Suffering is the badge of cruel human beings who take delight in inflicting cruelty on the poor, vulnerable, helpless, powerless! The film’s analogy in the seasons which come and go and brilliantly enshrined in the film for life’s experiences match the seasons of springtime, then summertime, fall and winter time – we make life hell in paradise or paradise in hell, depending on how hard we work on ourselves. How we weather the temptations of making life difficult for others who have done us no harm whatsoever! How high or lowdown are our standards of life and living?
In this sense we become our own worst enemies or friends and live to learn this for the law of karma is punishing when it comes to outgrowing passion, anger, fear and more as we learn forgiveness before we pass on to another life…all this comes across with fine poignancy in Korean filmmaker Kim ki-Duk’s remarkable film “Spring, Summer, Fall…and Spring.” Go see!’
THE `ART’ OF MEDICINE
“The `Art’ of Medicine” is a book written by Dr Irineu Antao Pereira, it’s the “essential guide to positive experiences in healthcare.” For some time now my left ankle had been giving me trouble and pain and I was trying to make out if it is just the varicose veins (of obesity) or cardiac insufficiency, maybe just old age catching up! A friend suggested I stop suffering philosophically and make an appointment with the good Dr Irineu Antao Pereira, who’s perhaps Goa’s only specialist in problems of the arteries, veins, capillaries.

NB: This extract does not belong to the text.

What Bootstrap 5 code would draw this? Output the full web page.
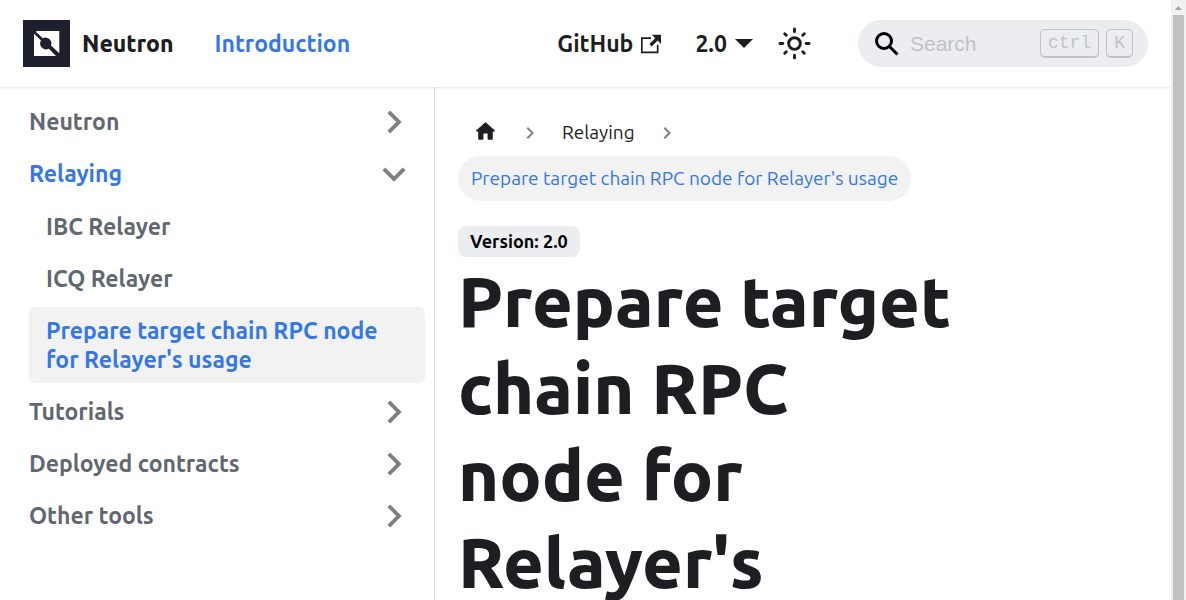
<!DOCTYPE html>
<html lang="en">
<head>
<meta charset="utf-8">
<meta name="viewport" content="width=device-width, initial-scale=1">
<title>Prepare target chain RPC node for Relayer's usage | Neutron</title>
<link href="https://cdn.jsdelivr.net/npm/bootstrap@5.3.0/dist/css/bootstrap.min.css" rel="stylesheet">
<style>
  :root { --ink: #1c1e21; --accent: #3578e5; --muted: #606770; --soft: #ebedf0; --hover: #f2f2f2; }
  body { font-family: "Ubuntu", "Noto Sans", sans-serif; font-size: 23px; line-height: 29px; color: var(--ink); }
  a { color: inherit; text-decoration: none; }
  svg { display: block; flex: none; }
  .topbar { height: 87px; padding: 0 23px; box-shadow: 0 1px 2px rgba(0,0,0,.1); z-index: 2; }
  .site-brand { gap: 12px; margin-right: 41px; font-weight: 800; }
  .accent { color: var(--accent); }
  .top-link { font-weight: 600; }
  .top-links { gap: 34px; font-weight: 600; }
  .version-caret { border: 9px solid transparent; border-top-color: currentColor; border-bottom: 0; }
  .theme-btn { margin: 0 46px 0 -10px; }
  .plain-btn { border: 0; background: none; padding: 0; color: inherit; }
  .search-box { width: 290px; height: 47px; padding: 0 15px 0 17px; background: var(--soft); }
  .search-box input { border: 0; outline: 0; background: none; min-width: 0; padding: 0; margin-left: 11px; font: 21px "Liberation Sans", sans-serif; }
  .search-box input::placeholder { color: #bec3c9; opacity: 1; }
  .search-box kbd { height: 29px; padding: 0 7px; border: 1px solid #bec3c9; border-bottom-width: 2px; border-radius: 5px; background: none; color: #bec3c9; font: 18px/26px "Liberation Mono", monospace; }
  .keys { gap: 7px; }
  .sidebar { flex: 0 0 435px; border-right: 1px solid #dadde1; padding: 11px 9px 12px 12px; font-weight: 600; color: var(--muted); }
  .menu { gap: 5px; }
  .sub-menu { gap: 5px; margin: 1px 0 0 17px; }
  .menu-link { padding: 9px 37px 9px 17px; border-radius: 6px; }
  .menu-head { height: 47px; padding: 0 8px 0 17px; }
  .chev { color: gray; }
  .menu-link.active { background: var(--hover); }
  .doc { padding: 23px; }
  .doc-column { padding-right: 20px; }
  .crumbs { font-size: 19px; line-height: 24px; row-gap: 1px; }
  .crumb { height: 45px; padding: 0 15px 2px; }
  .crumbs .chev { margin: 0 5px; }
  .crumb.active { background: var(--hover); padding: 0 13px 2px; }
  .version-tag { margin-top: 25px; padding: 4px 12px; border-radius: 8px; background: var(--soft); color: #000; font-size: 18px; line-height: 23px; font-weight: 700; }
  .doc-title { font-size: 70px; line-height: 87px; font-weight: 800; margin: 1px 0 0; }
  .scroll-track { flex: 0 0 15px; background: #f1f1f1; }
  .scroll-arrow { height: 15px; }
  .scroll-thumb { background: #c1c1c1; margin: 0 2px; }
</style>
</head>
<body>
<svg class="d-none" aria-hidden="true">
  <symbol id="chevron" viewBox="0 0 24 24"><path fill="currentColor" d="M8.59 16.59 13.17 12 8.59 7.41 10 6l6 6-6 6z"/></symbol>
  <symbol id="chevron-down" viewBox="0 0 24 24"><path fill="currentColor" d="M7.41 8.59 12 13.17l4.59-4.58L18 10l-6 6-6-6z"/></symbol>
</svg>
<div class="d-flex vh-100 overflow-hidden">
  <div class="d-flex flex-column flex-grow-1 overflow-hidden">
    <nav class="topbar d-flex align-items-center flex-shrink-0 position-relative bg-white">
      <a href="#" class="site-brand d-flex align-items-center">
        <svg width="47" height="47" viewBox="0 0 47 47"><path fill="#1f202e" d="M0 0h47v47H0z"/><path fill="#fff" d="M13.500 11h22.800v22.300L28 25.500a5.900 5.900 0 0 0-8.200-7.300L13 12z"/><path fill="#fff" d="M11 13.700 18 20.500a5.900 5.900 0 0 0 7.800 8.200L33 36H11z"/></svg>
        <span>Neutron</span>
      </a>
      <a href="#" class="accent top-link">Introduction</a>
      <div class="top-links d-flex align-items-center ms-auto">
        <a href="#" class="d-flex align-items-center gap-2">GitHub
          <svg width="20" height="20" viewBox="0 0 24 24" fill="currentColor"><path d="M21 13v10h-21v-19h12v2h-10v15h17v-8h2zm3-12h-10.988l4.035 4-6.977 7.070 2.828 2.828 6.977-7.070 4.125 4.172v-11z"/></svg>
        </a>
        <a href="#" class="d-flex align-items-center gap-2">2.0 <span class="version-caret"></span></a>
        <button class="plain-btn theme-btn" type="button" aria-label="Switch between dark and light mode">
          <svg width="35" height="35" viewBox="0 0 24 24" fill="none" stroke="currentColor" stroke-width="2" stroke-linecap="round"><circle cx="12" cy="12" r="4"/><path d="M2 12h2M20 12h2M12 2v2M12 20v2M5.300 5.300l1.050 1.050M17.650 17.650l1.050 1.050M5.300 18.700l1.050-1.050M17.650 6.350l1.050-1.050"/></svg>
        </button>
      </div>
      <div class="search-box d-flex align-items-center rounded-pill">
        <svg width="24" height="24" viewBox="0 0 24 24" fill="none" stroke="#000" stroke-width="3"><circle cx="9" cy="9" r="7.500"/><path d="m14 14 8.500 8.500"/></svg>
        <input class="flex-grow-1" type="search" placeholder="Search" aria-label="Search">
        <span class="keys d-flex"><kbd>ctrl</kbd><kbd>K</kbd></span>
      </div>
    </nav>
    <div class="d-flex flex-grow-1 overflow-hidden">
      <aside class="sidebar">
        <ul class="menu list-unstyled d-flex flex-column mb-0">
          <li><a href="#" class="menu-head d-flex align-items-center justify-content-between">Neutron <svg class="chev" width="46" height="46"><use href="#chevron"/></svg></a></li>
          <li><a href="#" class="menu-head accent d-flex align-items-center justify-content-between">Relaying <svg class="chev" width="46" height="46"><use href="#chevron-down"/></svg></a></li>
          <li>
            <ul class="sub-menu list-unstyled d-flex flex-column">
              <li><a href="#" class="menu-link d-block">IBC Relayer</a></li>
              <li><a href="#" class="menu-link d-block">ICQ Relayer</a></li>
              <li><a href="#" class="menu-link active accent d-block" aria-current="page">Prepare target chain RPC node for Relayer's usage</a></li>
            </ul>
          </li>
          <li><a href="#" class="menu-head d-flex align-items-center justify-content-between">Tutorials <svg class="chev" width="46" height="46"><use href="#chevron"/></svg></a></li>
          <li><a href="#" class="menu-head d-flex align-items-center justify-content-between">Deployed contracts <svg class="chev" width="46" height="46"><use href="#chevron"/></svg></a></li>
          <li><a href="#" class="menu-head d-flex align-items-center justify-content-between">Other tools <svg class="chev" width="46" height="46"><use href="#chevron"/></svg></a></li>
        </ul>
      </aside>
      <main class="doc flex-grow-1">
        <div class="row g-0">
          <div class="doc-column col-9">
            <nav class="crumbs d-flex flex-wrap align-items-center" aria-label="Breadcrumbs">
              <a href="#" class="crumb d-flex align-items-center" aria-label="Home page"><svg width="25" height="25" viewBox="0 0 24 24" fill="currentColor"><path d="M10 19v-5h4v5c0 .55.45 1 1 1h3c.55 0 1-.45 1-1v-7h1.700c.46 0 .68-.57.33-.87L12.670 3.600c-.38-.34-.96-.34-1.340 0l-8.360 7.530c-.34.3-.13.87.33.87H5v7c0 .55.45 1 1 1h3c.55 0 1-.45 1-1z"/></svg></a>
              <svg class="chev" width="24" height="24"><use href="#chevron"/></svg>
              <a href="#" class="crumb d-flex align-items-center">Relaying</a>
              <svg class="chev" width="24" height="24"><use href="#chevron"/></svg>
              <span class="crumb active accent d-flex align-items-center rounded-pill">Prepare target chain RPC node for Relayer's usage</span>
            </nav>
            <span class="version-tag d-inline-block">Version: 2.0</span>
            <h1 class="doc-title">Prepare target chain RPC node for Relayer's</h1>
          </div>
        </div>
      </main>
    </div>
  </div>
  <div class="scroll-track d-flex flex-column" aria-hidden="true">
    <div class="scroll-arrow d-flex align-items-center justify-content-center"><svg width="7" height="4" viewBox="0 0 7 4"><path fill="#a3a3a3" d="M3.500 0 7 4H0z"/></svg></div>
    <div class="scroll-thumb flex-grow-1"></div>
  </div>
</div>
<script src="https://cdn.jsdelivr.net/npm/bootstrap@5.3.0/dist/js/bootstrap.bundle.min.js"></script>
</body>
</html>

I made the appointment and met Dr Pereira. It’s not often that one meet a medical super specialist who actually agrees that the healthcare industry no longer puts patients first! Dr Pereira agreed with me when I fleetingly said doctors no longer give a damn for patients…it’s the changing healthcare system which is forever shortchanging patients perhaps, he said.
He gave me a copy of his afore-mentioned book which is dedicated to an analysis of the components of healthcare and a step-by-step guide to the “design, development and delivery of delightful PXM 3.0” – a healthcare philosophy he practices. It was always patient first and that is how it should be for healthcare providers however great they may be in their field of specialization or so he thinks and tries to live up to it.

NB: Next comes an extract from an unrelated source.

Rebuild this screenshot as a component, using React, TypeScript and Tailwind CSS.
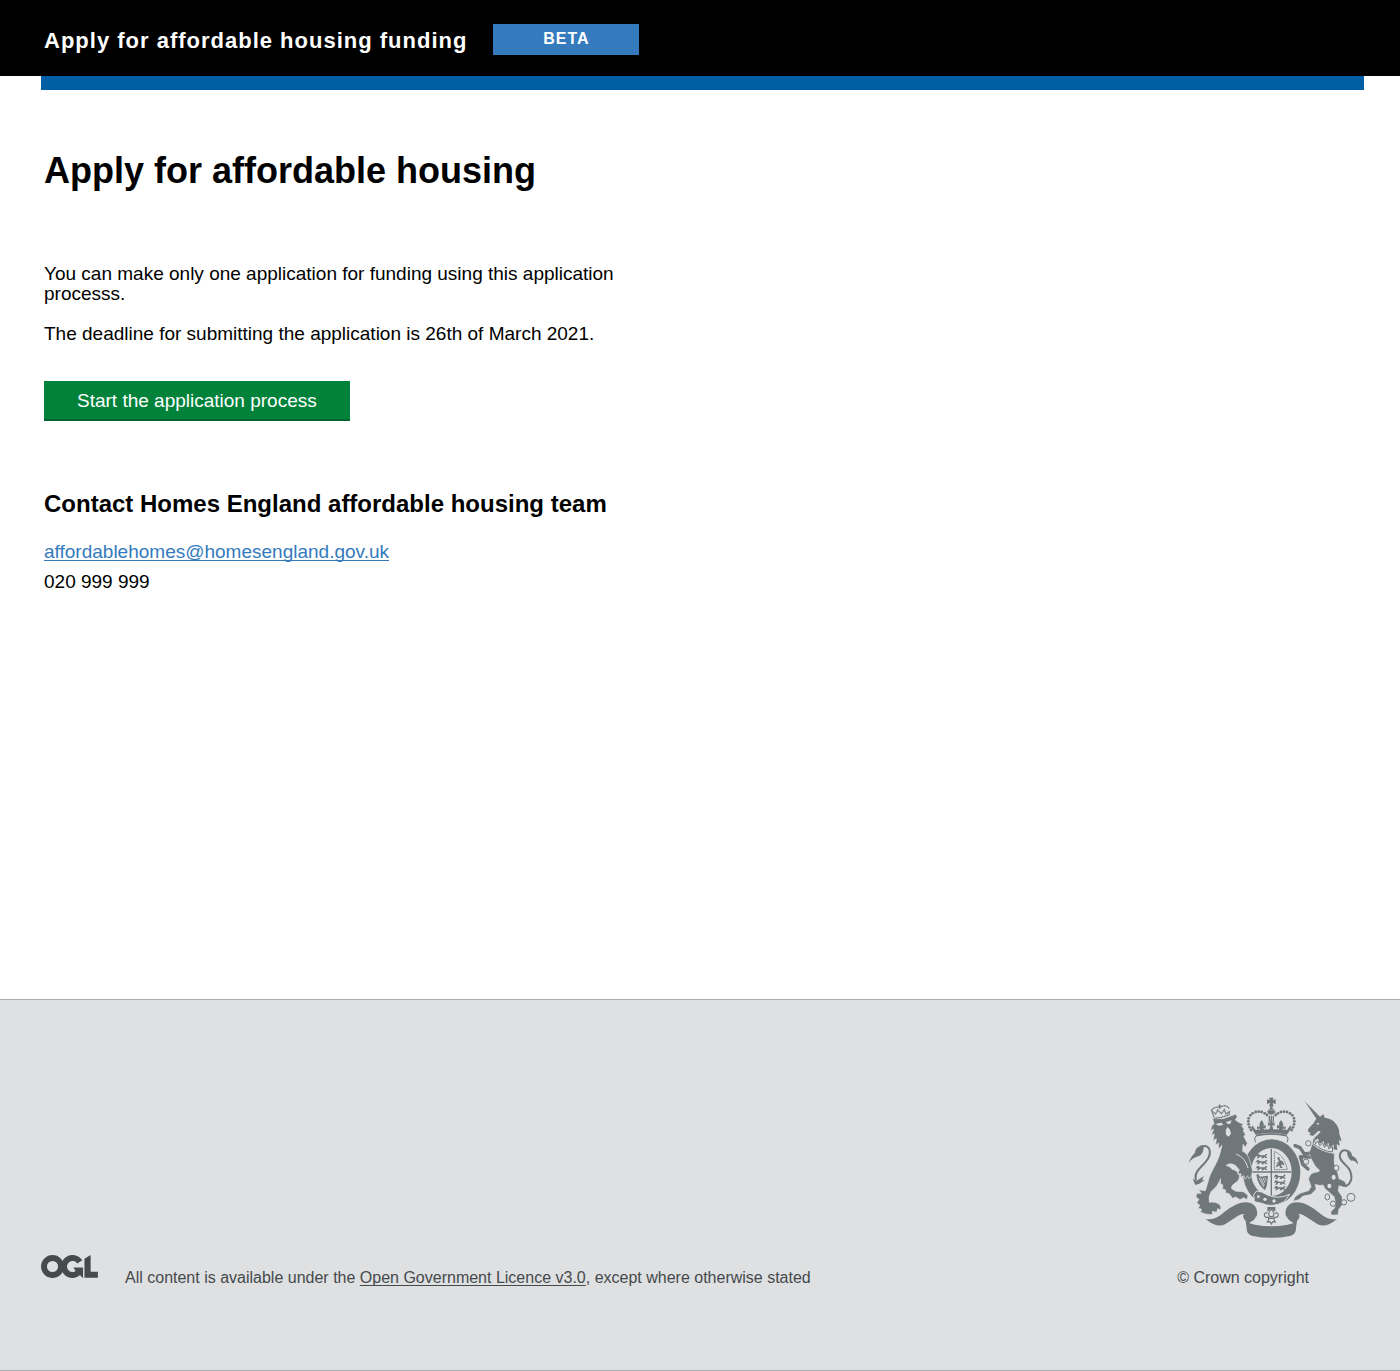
import React from "react";

function OglLogo() {
  return (
    <svg viewBox="0 0 484 196" className="w-[57px] shrink-0" role="img" aria-label="Open Government Licence">
      <g fill="none" stroke="#454a4c" strokeWidth="50.5">
        <circle cx="97.8" cy="97.8" r="72.5" />
        <path d="M329 59 A72.5 72.5 0 1 0 316 152" />
      </g>
      <path fill="#454a4c" d="M275 106h82v88h-5l-20-22-38-37z M369 32L421.500 0V143H483V194H369z" />
    </svg>
  );
}

const leftQuarterLions = [228, 246, 264];
const rightQuarterLions = [290, 307, 324];

const crownPearls: [number, number][] = [
  [303, 151], [299, 143], [296, 134], [295, 125], [296, 116], [301, 107], [308, 101], [317, 97], [326, 96], [335, 97], [344, 101], [351, 106],
];

function Passant({ x, y }: { x: number; y: number }) {
  return (
    <path
      transform={`translate(${x} ${y})`}
      d="M0 0l4-6 5 2 3 3h14l5-5 3 3-5 5 6 5h-7l-3-3-3 4h-6l2-5h-6l-4 5h-6l4-5-3-2-5 3z"
    />
  );
}

function CrownAndShield() {
  return (
    <g transform="translate(-108 -45)">
      {crownPearls.map(([x, y]) => (
        <React.Fragment key={`${x}-${y}`}>
          <circle cx={x} cy={y} r="4.300" />
          <circle cx={728 - x} cy={y} r="4.300" />
        </React.Fragment>
      ))}
      <path d="M357 54h14l-3 8 9-3v14l-9-3 3 10h-14l3-10-9 3v-14l9 3z" />
      <path d="M360 80h8v8h-8z M352 94h24v4q-3 7-12 7t-12-7z M355 89h18v4h-18z" />
      <path d="M356 108h4v18h-4z M362 108h4v18h-4z M368 108h4v18h-4z" />
      <path d="M364 142l-4-5-7 2 2-5-2-6 8 2-2-6h10l-2 6 8-2-2 6 2 5-7-2z M360 140h8l2 12h-12z" />
      <path d="M335 121q9 10 5 17l7-2v11l-7-3 3 9-15 2 2-9-8 5-1-11 8 2q-3-10 6-21z M393 121q-9 10-5 17l-7-2v11l7-3-3 9 15 2-2-9 8 5 1-11-8 2q3-10-6-21z" />
      <path d="M307 137l10 14q47-5 94 0l10-14 3 8-13 20q-47-11-94 0l-13-20z" />
      <path d="M318 168q46-11 92 0" fill="none" stroke="#6f777b" strokeWidth="5" />
      <path d="M318 169q-8 8-1 19M410 169q8 8 1 19" fill="none" stroke="#6f777b" strokeWidth="3" />

      <ellipse cx="365" cy="278" rx="86" ry="99" />
      <ellipse cx="364" cy="277" rx="61" ry="72" fill="#dee0e2" />
      <path d="M362 207h4v141h-4z M304 275h120v4h-120z" />
      {leftQuarterLions.map((y) => <Passant key={y} x={318} y={y} />)}
      {rightQuarterLions.map((y) => <Passant key={y} x={373} y={y} />)}
      <path d="M319 285l6-2 4 8 25-3-2 18q0 14-7 26-22-16-26-47z" />
      <path d="M327 295l14 27M332 295l11 22M338 294l8 16M344 293l5 10" stroke="#dee0e2" strokeWidth="2.500" />
      <path d="M373 216q30 10 39 54h-39z" fill="none" stroke="#6f777b" strokeWidth="3" strokeDasharray="5 2" />
      <path d="M381 235l7-4 2 10 8 4 6 10-4 2-5-5-1 8 5 5h-8l-4-8-5 5-5-2 8-9-7 1 9-7z" />
      <path d="M311 345l9-11 15 3 18 9q30 14 66-2l-16 22q-38 20-68 5l-22-5z" stroke="#dee0e2" strokeWidth="3" />
      <circle cx="325" cy="351" r="4" fill="#dee0e2" />
      <circle cx="345" cy="359" r="5" fill="#dee0e2" />
      <circle cx="372" cy="364" r="5" fill="#dee0e2" />
      <path d="M352 382h24v14l-12-8-12 8z" />
      <path
        fill="none"
        stroke="#6f777b"
        strokeWidth="3.500"
        d="M364 389q-14 14-3 22h6q11-8-3-22z M358 412q-14 4-15-6 1-9 10-5 M370 412q14 4 15-6-1-9-10-5 M354 416h20 M357 418l-5 9 8-1 4 7 4-7 8 1-5-9"
      />
    </g>
  );
}

function Ribbon() {
  return (
    <g transform="translate(-108 -45)">
      <path d="M167 418q24 4 45-12c25-19 47-38 78-38 24 1 34 21 31 38q-3 13-20 22-13 8-12-2-16-16-6-23-10-2-29 12l-29 19q-25 12-58-16z" />
      <path d="M561 418q-24 4-45-12c-25-19-47-38-78-38-24 1-34 21-31 38q3 13 20 22 13 8 12-2 16-16 6-23 10-2 29 12l29 19q25 12 58-16z" />
      <path d="M284 412q0 18 31 23 49 10 98 0 31-5 31-23-4 12-6 34 0 18-15 22-59 13-118 0-15-4-15-22-2-22-6-34z" />
      <path d="M301 430q16-8 18-20M427 430q-16-8-18-20" fill="none" stroke="#dee0e2" strokeWidth="2" />
    </g>
  );
}

function Lion() {
  return (
    <g>
      <path d="M8 204q8-20 18-28 3-22 22-22 7-1 5 6-2 20-14 24-18 4-31 20z" />
      <path d="M42 156c32-10 38 20 18 44-16 20-38 34-30 56" fill="none" stroke="#6f777b" strokeWidth="6" />
      <path d="M20 252l12 6 22-14-6 13 9-1-17 11-12 4z" />
      <path
        stroke="#dee0e2"
        strokeWidth="2"
        d="M80 72L112 72 148 59 154 65 148 76 160 84 172 88 167 94 175 104 171 107 179 121 173 124 184 146 178 158 171 149 170 170C184 176 190 190 194 208L200 228 196 246 188 252 185 243 177 254 174 243 164 248 165 237 154 238 160 226 150 214Q136 202 120 212Q134 216 138 224 156 228 160 242 162 258 146 266 134 274 137 282L150 290 172 291 186 302 183 315 173 309 162 315 149 307 140 311 129 297 118 294 119 286 109 282 111 272 103 265 104 252Q96 274 76 290 66 306 70 323 92 319 104 334L105 346 95 342 92 353 79 350 80 360 58 358 43 352 47 344 37 341 41 331 32 325 39 314 30 308 32 296 46 296 38 285 58 288 66 262C72 232 90 214 101 180L108 152 97 163 98 145 89 151 91 132 81 138 85 118 76 122 83 103 74 109 77 94 84 88z"
      />
      <path d="M88 88l17-4 8 6-14 3zM120 82l17-5-4 10-8 1zM125 97l7 8 3 12-7 9-8-6-1-14z" fill="#dee0e2" />
      <path d="M150 178c20 9 28 18 36 42" fill="none" stroke="#dee0e2" strokeWidth="3" />
      <path d="M84 71q24-2 46-11M84 68l-6-18 11 8 6-12 11 11 9-12 5 13 10-7-1 11M77 46q10-12 25-7 14-13 28 3" fill="none" stroke="#6f777b" strokeWidth="4" strokeDasharray="4 1" />
      <path d="M101 29v13M96 34h10" stroke="#6f777b" strokeWidth="3" />
    </g>
  );
}

function Unicorn() {
  return (
    <g>
      <path d="M356 20L403 67 393 75z" />
      <path d="M366 104Q376 92 384 84 388 72 398 70L412 58 416 69Q440 72 448 86 460 98 460 118L467 140 459 136 461 154 452 148 454 166 440 164 416 154 396 144 384 130Q400 118 404 110 394 106 389 117L380 124 370 120 374 114 367 112z" />
      <path d="M391 85l10 1-6 5z" fill="#dee0e2" />
      <path d="M381 133l4 14 9-9 5 17 11-9 4 16 11-10 3 14 11-8-1 14" fill="none" stroke="#dee0e2" strokeWidth="8" />
      <path d="M384 133l5 14 7-8 5 14 9-8 5 13 10-8 3 12 12-6-1 16q-32-3-58-26z" fill="none" stroke="#6f777b" strokeWidth="3" />
      <g fill="none" strokeLinejoin="round" strokeLinecap="round">
        <path d="M382 174L355 178 342 159 327 153 M384 188L343 186 350 209 366 223" stroke="#dee0e2" strokeWidth="15" />
        <path d="M382 174L355 178 342 159 327 153 M384 188L343 186 350 209 366 223" stroke="#6f777b" strokeWidth="10" />
      </g>
      <path
        stroke="#dee0e2"
        strokeWidth="1"
        d="M379 148Q404 172 445 177L444 195Q443 212 454 232L461 262 456 288 468 306 469 330 458 344 456 360 436 361 435 351 446 340 449 326 445 306 428 291Q415 282 411 270 402 274 387 268L390 284 375 299 350 304 340 314 322 319 328 306 344 296 368 288 376 276 368 254Q372 232 394 233L402 228 388 214 378 196 370 174z"
      />
      <path d="M456 264c30 28 48-8 36-36-8-18-36-30-30-48 5-20 31-14 30 0" fill="none" stroke="#6f777b" strokeWidth="6" />
      <path d="M480 166q19 4 18 17 18 8 18 27-10-14-20-12-12-7-13-26z M460 253l16 8 8 18-14-9-10 3-6-12z" />
      <g fill="#dee0e2" stroke="#6f777b" strokeWidth="3">
        <circle cx="367" cy="146" r="8" />
        <circle cx="360" cy="201" r="8" />
        <circle cx="451" cy="220" r="8" />
        <ellipse cx="443" cy="248" rx="6" ry="8" stroke="none" />
        <ellipse cx="430" cy="274" rx="6" ry="7" stroke="none" />
        <ellipse cx="424" cy="307" rx="7" ry="9" />
        <circle cx="441" cy="327" r="8" />
        <circle cx="474" cy="323" r="8" />
        <circle cx="495" cy="308" r="12" />
      </g>
    </g>
  );
}

function RoyalArms() {
  return (
    <svg viewBox="6 7 513 424" className="w-[171px]" role="img" aria-label="Royal coat of arms">
      <g fill="#6f777b">
        <CrownAndShield />
        <Ribbon />
        <Lion />
        <Unicorn />
      </g>
    </svg>
  );
}

export default function App() {
  return (
    <div className="bg-white font-['Liberation_Sans',Arial,sans-serif] text-black">
      <header>
        <div className="flex h-19 items-start gap-[26px] bg-black pl-11 text-white">
          <p className="mt-7 text-[22px] leading-[26px] font-bold tracking-[1px]">Apply for affordable housing funding</p>
          <strong className="mt-6 w-[146px] bg-[#347abd] pb-0.5 text-center text-base leading-[29px] tracking-[1px]">BETA</strong>
        </div>
        <div className="mr-9 ml-[41px] h-3.5 bg-[#005ea5]" />
      </header>

      <main className="min-h-[909px] px-11 pt-[61px]">
        <h1 className="text-4xl leading-10 font-bold">Apply for affordable housing</h1>
        <div className="mt-[73px] max-w-[600px] space-y-5 text-[19px] leading-5">
          <p>You can make only one application for funding using this application processs.</p>
          <p>The deadline for submitting the application is 26th of March 2021.</p>
        </div>
        <button type="button" className="mt-[37px] h-10 border-b-2 border-[#00662f] bg-[#00823b] px-[33px] pt-0.5 text-[19px] leading-5 text-white">
          Start the application process
        </button>
        <section className="mt-[68px]">
          <h2 className="text-2xl leading-[30px] font-bold">Contact Homes England affordable housing team</h2>
          <address className="mt-[18px] text-[19px] leading-[30px] not-italic">
            <a href="mailto:affordablehomes@homesengland.gov.uk" className="text-[#347abd] underline underline-offset-2 [text-decoration-skip-ink:none]">
              affordablehomes@homesengland.gov.uk
            </a>
            <p>020 999 999</p>
          </address>
        </section>
      </main>

      <footer className="flex items-end justify-between border-y border-[#a9acae] bg-[#dee0e2] pt-[97px] pr-[41px] pb-20 pl-[41px] text-base leading-6 text-[#454a4c]">
        <div className="flex items-end gap-[27px]">
          <div className="pb-3"><OglLogo /></div>
          <p>
            All content is available under the{" "}
            <a href="#licence" className="underline underline-offset-2 [text-decoration-skip-ink:none]">Open Government Licence v3.0</a>, except where otherwise stated
          </p>
        </div>
        <div className="flex flex-col gap-7">
          <div className="self-end"><RoyalArms /></div>
          <p className="pr-[50px]">© Crown copyright</p>
        </div>
      </footer>
    </div>
  );
}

According to this good doctor it’s humanely impossible to separate “professional responsibilities” from “personal responsibilities” – both should complement each other and it will determine the performance and influence patient experience to be delightful! Well, to say the least here, Dr Irineu Pereira is on a mission to “Make Healthcare, Great Again!”
Apart from his own private practice he guides healthcare professionals in being SMART versions of themselves and has interesting Nirvana, Retire Young and Mentoring programs at Signum Vitalis. He also guides hospitals in design and implementation of PX
M 3.0 and cost-leadership strategies. If you’re in healthcare perhaps you need to clue yourself up with his book!
He is treating me for my failing knees and ankles, although he told me to also consult an orthopedic doctor…interestingly, do you what the total length of blood vessels there are in your body (capillaries, veins, arteries) in body beautiful? A total length of 100,000 km in an adult human and that’s more than twice the distance around earth at the equator!
This is to say our bodies wax and wane with our blood vessels…mine have become so lax or concretized that I dare say that’s what’s bothering my knees and ankles, what may only be called arthritis or cardiac insufficiency. Must find out more about what afflicts me next time I’m with Dr Irineau Pereira at his Good Shepherd Clinic at Patto, Panjim. I learn from all accounts that he’s a medical storyteller, mentor for surgical super-specialists, cardiovascular surgeon and describes himself as a “Sunday Chef!”
ON that note it’s avjo, selamat datang, poite verem, au revoir, arrivedecci, hasta la vista, vachun yeta here for now.